The actor responded to rumors about his difficulties on set in a Facebook post, saying of Walker: ““He always knew I would fight for him … whether it was to protect his deal or to protect his integrity,” Diesel wrote. “With our new ambitious vfx team, the whole cast and crew has had to adjust to this awkward and uncomfortable process of pixels over people. Aside from the obvious strains it places on the director, the challenge is not to allow it to compromise what makes the character so special.

Apparently they got things worked out, because the film finished shooting and is set for release in April. Walker’s character, Brian O’Connor, is going to be retired in the movie (not killed off as some had speculated) so that the franchise can continue without him. According to a statement from Universal released when the decision was made to complete work on the film rather than scrap it in the wake of Walker’s death, the Walker brothers were used for finishing up some action scenes, and it doesn’t seem like they’ll be featured impersonating Paul too prominently.

“We have resumed shooting and now welcome Paul’s brothers, Caleb and Cody, into our FAST family. Caleb and Cody are helping us complete some remaining action for their brother and fill in small gaps left in production. Having them on set has made us all feel that Paul is with us too,” Universal said, per The Hollywood Reporter.

The less the technology is used, the better, not only due to matters of taste but because of the aesthetic theory of the “uncanny valley.” According to that theory, the closer an animation or recreation of human features appears to being actually human, the more it will inspire a feeling of intense revulsion in a human viewer. Cartoons and video games need to retain an element of their fakeness because of this principle. Attempting to digitally place a dead person’s face on another person’s body is a dangerous way to flirt with that uncanny valley.
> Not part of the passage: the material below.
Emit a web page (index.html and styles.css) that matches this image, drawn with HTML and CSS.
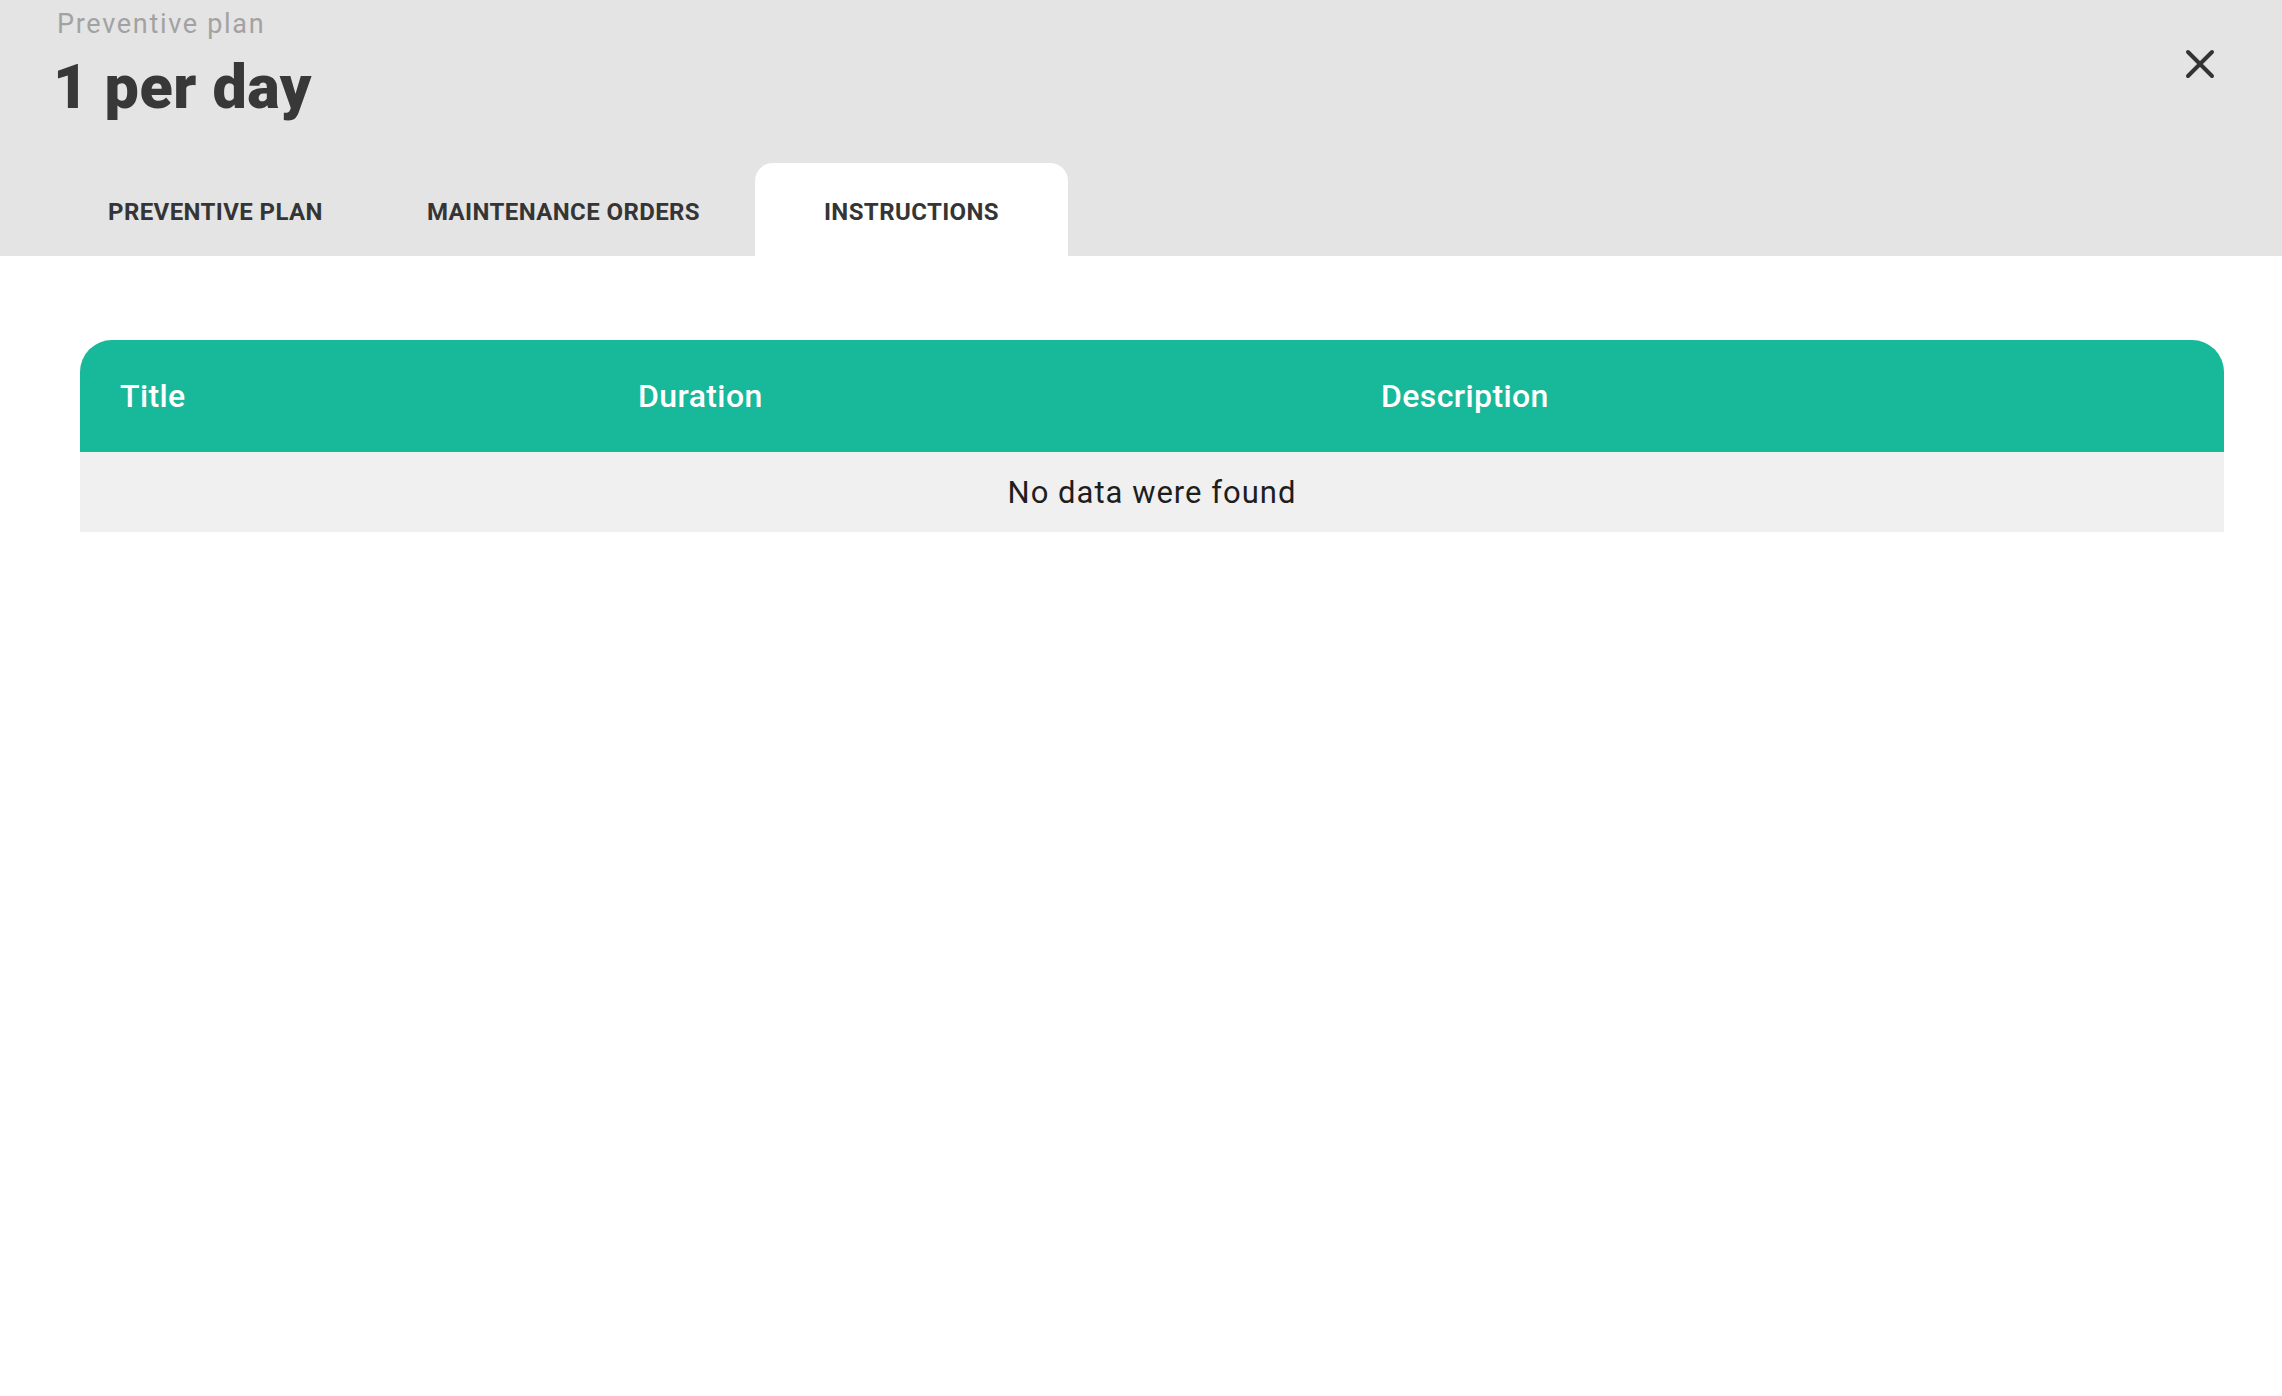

Overall, Lawrence and The Hunger Games team made a much safer and more tasteful decision with handling Hoffman’s death, though they may have had less material left to shoot when the actor died. As beloved as the long-running Fast and the Furious franchise may be, Walker isn’t exactly considered to be one of the great actors of this generation, so that film had a bit more leniency when it came to using other bodies in replacing him for action scenes.  We know Vin Diesel didn’t approve, but we’ll see how well they did with that face-replacement stuff come April.